[Available data]
= = = =
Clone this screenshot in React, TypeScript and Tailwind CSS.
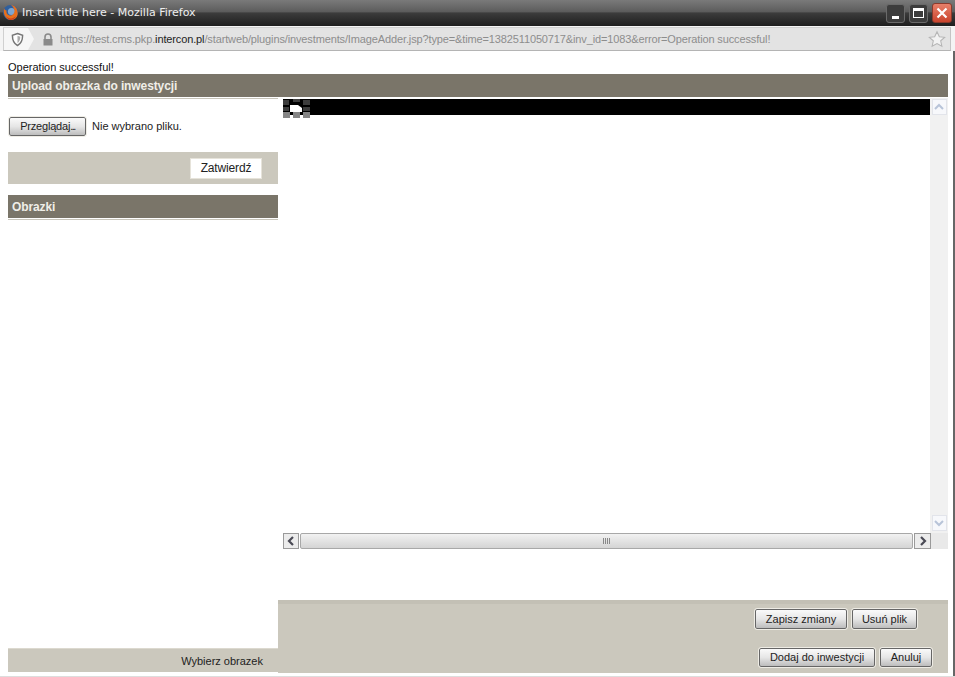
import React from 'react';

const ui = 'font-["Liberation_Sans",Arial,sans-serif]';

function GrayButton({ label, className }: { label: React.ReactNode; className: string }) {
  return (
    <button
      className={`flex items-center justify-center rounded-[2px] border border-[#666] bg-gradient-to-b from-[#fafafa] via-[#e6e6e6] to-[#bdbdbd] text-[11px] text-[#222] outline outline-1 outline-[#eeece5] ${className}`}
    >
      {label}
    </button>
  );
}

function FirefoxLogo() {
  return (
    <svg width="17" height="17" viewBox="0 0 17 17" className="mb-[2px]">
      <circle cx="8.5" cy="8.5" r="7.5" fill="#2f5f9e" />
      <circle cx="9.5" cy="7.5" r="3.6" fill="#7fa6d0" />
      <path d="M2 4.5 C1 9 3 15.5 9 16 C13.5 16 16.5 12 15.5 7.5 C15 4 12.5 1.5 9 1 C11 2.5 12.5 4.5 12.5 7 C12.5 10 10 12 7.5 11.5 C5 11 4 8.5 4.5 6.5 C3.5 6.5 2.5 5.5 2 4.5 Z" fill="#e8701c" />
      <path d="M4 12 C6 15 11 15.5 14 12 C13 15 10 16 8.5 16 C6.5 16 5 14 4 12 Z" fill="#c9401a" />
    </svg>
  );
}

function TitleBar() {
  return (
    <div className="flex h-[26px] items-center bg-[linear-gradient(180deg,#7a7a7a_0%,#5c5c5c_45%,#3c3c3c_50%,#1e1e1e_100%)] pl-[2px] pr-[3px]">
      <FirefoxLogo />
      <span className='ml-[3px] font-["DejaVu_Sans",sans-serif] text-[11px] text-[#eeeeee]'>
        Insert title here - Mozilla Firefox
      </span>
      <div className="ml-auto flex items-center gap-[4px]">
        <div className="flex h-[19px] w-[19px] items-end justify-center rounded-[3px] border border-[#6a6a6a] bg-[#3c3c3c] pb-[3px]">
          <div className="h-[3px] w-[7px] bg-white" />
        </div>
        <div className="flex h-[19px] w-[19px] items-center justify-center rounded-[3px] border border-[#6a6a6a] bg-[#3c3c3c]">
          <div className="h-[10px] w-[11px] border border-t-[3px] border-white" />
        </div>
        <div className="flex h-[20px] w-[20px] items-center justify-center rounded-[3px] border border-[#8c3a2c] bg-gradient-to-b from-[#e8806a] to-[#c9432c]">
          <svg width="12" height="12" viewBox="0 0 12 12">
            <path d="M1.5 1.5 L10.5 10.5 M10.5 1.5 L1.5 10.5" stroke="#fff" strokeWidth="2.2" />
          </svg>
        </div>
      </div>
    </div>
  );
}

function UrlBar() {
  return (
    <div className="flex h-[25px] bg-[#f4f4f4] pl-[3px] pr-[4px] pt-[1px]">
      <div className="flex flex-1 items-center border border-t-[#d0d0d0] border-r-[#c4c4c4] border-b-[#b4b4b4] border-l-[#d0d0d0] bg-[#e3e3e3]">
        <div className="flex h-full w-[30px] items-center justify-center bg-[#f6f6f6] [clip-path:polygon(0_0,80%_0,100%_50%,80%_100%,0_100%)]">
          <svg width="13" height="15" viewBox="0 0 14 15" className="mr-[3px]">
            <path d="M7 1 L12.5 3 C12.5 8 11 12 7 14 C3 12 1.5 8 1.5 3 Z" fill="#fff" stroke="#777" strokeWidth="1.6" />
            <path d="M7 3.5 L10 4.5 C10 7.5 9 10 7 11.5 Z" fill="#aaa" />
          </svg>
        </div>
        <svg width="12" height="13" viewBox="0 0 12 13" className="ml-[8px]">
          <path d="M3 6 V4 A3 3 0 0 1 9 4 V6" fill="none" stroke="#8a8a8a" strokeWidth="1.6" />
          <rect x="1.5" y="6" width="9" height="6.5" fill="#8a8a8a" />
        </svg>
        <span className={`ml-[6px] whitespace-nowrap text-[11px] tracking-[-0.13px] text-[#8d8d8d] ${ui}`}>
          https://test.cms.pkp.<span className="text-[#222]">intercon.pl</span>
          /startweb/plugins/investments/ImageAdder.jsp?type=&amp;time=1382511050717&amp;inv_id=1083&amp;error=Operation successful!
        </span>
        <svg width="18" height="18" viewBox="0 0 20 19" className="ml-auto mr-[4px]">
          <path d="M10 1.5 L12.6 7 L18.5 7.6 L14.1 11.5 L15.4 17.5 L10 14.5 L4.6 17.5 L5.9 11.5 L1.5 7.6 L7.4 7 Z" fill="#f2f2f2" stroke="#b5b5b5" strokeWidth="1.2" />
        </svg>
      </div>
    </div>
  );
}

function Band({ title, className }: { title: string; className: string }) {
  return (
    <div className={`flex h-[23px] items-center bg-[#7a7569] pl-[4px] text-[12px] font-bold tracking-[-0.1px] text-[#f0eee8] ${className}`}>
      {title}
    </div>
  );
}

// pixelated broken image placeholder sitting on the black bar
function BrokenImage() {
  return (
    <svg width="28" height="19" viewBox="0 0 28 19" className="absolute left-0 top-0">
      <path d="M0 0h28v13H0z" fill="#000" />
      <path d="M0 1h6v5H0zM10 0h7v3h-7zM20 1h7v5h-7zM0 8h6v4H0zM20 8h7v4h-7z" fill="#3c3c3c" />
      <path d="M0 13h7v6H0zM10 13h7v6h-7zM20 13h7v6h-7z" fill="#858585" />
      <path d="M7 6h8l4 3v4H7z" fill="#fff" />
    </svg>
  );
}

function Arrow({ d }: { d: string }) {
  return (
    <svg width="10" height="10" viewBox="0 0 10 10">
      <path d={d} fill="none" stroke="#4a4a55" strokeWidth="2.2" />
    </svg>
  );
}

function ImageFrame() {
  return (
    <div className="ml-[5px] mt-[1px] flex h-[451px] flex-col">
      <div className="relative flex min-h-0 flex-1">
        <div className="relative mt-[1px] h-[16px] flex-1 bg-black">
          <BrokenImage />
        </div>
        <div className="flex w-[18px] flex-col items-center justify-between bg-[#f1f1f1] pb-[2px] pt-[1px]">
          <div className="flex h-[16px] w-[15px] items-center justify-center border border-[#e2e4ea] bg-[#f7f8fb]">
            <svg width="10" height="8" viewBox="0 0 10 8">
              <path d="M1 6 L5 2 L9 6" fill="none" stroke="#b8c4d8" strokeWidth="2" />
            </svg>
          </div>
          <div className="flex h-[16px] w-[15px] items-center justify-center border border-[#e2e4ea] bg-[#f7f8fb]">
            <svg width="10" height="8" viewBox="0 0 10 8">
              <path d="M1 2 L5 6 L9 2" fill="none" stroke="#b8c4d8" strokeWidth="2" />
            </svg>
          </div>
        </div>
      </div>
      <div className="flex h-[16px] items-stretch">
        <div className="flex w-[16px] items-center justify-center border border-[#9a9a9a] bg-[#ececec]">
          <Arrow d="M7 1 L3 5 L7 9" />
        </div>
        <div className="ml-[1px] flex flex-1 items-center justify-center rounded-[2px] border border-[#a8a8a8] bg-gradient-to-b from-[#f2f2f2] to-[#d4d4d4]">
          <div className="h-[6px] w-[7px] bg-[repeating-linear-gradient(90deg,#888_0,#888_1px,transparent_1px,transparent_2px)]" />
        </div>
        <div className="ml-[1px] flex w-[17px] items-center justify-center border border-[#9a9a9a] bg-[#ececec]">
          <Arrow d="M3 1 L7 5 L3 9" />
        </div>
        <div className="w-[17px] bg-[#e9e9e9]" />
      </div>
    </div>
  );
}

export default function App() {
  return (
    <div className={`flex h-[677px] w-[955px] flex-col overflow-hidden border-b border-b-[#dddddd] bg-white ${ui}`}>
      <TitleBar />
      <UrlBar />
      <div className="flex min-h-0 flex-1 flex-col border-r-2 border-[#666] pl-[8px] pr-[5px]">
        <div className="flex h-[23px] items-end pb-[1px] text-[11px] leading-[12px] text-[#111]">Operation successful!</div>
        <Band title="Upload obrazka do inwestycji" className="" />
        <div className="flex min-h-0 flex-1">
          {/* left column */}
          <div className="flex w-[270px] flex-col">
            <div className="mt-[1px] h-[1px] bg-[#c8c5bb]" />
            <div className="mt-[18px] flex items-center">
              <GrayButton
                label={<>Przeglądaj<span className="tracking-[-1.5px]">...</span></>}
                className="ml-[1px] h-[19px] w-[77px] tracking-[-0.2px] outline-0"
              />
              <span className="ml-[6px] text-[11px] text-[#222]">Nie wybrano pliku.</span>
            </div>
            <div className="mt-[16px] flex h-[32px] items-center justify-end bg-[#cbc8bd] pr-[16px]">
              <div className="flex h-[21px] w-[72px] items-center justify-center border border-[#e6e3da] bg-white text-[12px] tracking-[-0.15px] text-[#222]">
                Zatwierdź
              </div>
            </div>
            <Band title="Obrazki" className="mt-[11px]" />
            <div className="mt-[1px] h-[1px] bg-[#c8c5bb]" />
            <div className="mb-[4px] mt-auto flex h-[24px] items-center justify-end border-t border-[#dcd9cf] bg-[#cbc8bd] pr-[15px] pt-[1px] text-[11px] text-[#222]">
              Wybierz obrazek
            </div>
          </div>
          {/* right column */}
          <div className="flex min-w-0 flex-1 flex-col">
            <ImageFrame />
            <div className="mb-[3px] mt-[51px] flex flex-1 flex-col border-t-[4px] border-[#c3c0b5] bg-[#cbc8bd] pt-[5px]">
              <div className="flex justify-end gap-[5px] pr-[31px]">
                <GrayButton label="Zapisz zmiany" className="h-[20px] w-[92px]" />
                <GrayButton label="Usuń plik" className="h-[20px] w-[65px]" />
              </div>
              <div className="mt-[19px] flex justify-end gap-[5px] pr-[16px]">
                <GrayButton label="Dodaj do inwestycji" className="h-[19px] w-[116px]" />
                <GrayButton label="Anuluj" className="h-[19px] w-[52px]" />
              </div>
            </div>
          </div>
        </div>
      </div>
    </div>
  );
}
= = = =
[Exercise task] Gather each line in the data that holds the string "React".

[Solution to the exercise]
Clone this screenshot in React, TypeScript and Tailwind CSS.
import React from 'react';
function GrayButton({ label, className }: { label: React.ReactNode; className: string }) {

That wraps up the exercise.